In evaluating the impact of the Expanded Collaboration Agreement, the Company applied the accounting guidance regarding the impact of potential future payments it may make in its role as a vendor (Amicus) to its customer (GSK) and evaluated if these potential future payments could be a reduction of revenue from GSK. If the potential future payments to GSK are:

 

·                                          a payment for an identifiable benefit, and

·                                          the identifiable benefit is separable from the existing relationship between the Company and GSK, and

·                                          the identifiable benefit can be obtained from a party other than GSK, and

·                                          the Company can reasonably estimate the fair value of the identifiable benefit,

 

then the potential future payments would be treated separately from the collaboration and research revenue. However, if all these criteria are not satisfied, then the potential future payments are treated as a reduction of revenue.

 

Accordingly, the Company does not believe that, for accounting purposes, the new US licensing rights to migalastat HCl obtained from GSK represent a separate, identifiable benefit from the licenses in the Original Collaboration Agreement.

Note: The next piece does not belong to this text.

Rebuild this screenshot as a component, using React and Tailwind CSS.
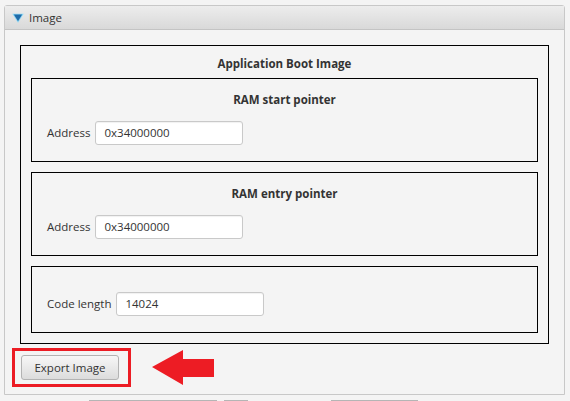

The contingent amounts payable to GSK are not sufficiently separable from GSK’s original license and the research and development reimbursements such that Amicus could not have entered into a similar exchange transaction with another party. Additionally, the Company cannot reasonably estimate the fair value of the US licensing rights to migalastat HCl.

 

The Company determined that the potential future payments to GSK would be treated as a reduction of revenue and that the total amount of revenue to be received under the arrangement is no longer fixed or determinable as the contingent milestone payments are subject to significant uncertainty.

 

As a result, the Company no longer recognizes any of the upfront license fee and premium on the equity purchase from GSK until such time as the arrangement consideration becomes fixed or determinable, because an indeterminable amount may ultimately be payable back to GSK. These amounts (the balance of the unrecognized upfront license fee and the premium on the equity purchases) are classified as deferred reimbursements on the balance sheet.

 

The recognition of Research Revenue is also affected by the determination that the overall total arrangement consideration is no longer fixed and determinable, despite the fact that the research activities will continue and that the research expense reimbursements by GSK to Amicus will be received as the research activities related to the reimbursement would have already been completed. Therefore any research reimbursements from GSK are recorded as deferred reimbursements on the balance sheet and not recognized until the total arrangement consideration becomes fixed and determinable.

 

As a result, all revenue recognition was suspended until the total arrangement consideration becomes fixed and determinable. In addition, future milestone payments made by the Company will be applied against the balance of this deferred reimbursements account. Revenue recognition for research expense reimbursements, the original upfront license fee, and the equity premiums will resume once the total arrangement consideration becomes fixed and determinable which will occur when the balance of the deferred reimbursements account is sufficient to cover all the remaining contingent milestone payments.

 

Under the Original Collaboration Agreement, the Company evaluated the contingent milestones and determined that they were substantive milestones and would be recognized as revenue in the period that the milestone is achieved. The Company determined that the research based milestones were commensurate with the enhanced value of each delivered item as a result of the Company’s specific performance to achieve the milestones. The research based milestones would have related to past performances when achieved and were reasonable relative to the other payment terms within the Original Collaboration Agreement. In June 2012, the Company achieved a clinical development milestone and recognized $3.5 million of milestone revenue. Under the terms of the Expanded Collaboration Agreement, the Company is no longer entitled to receive any milestone payments from GSK.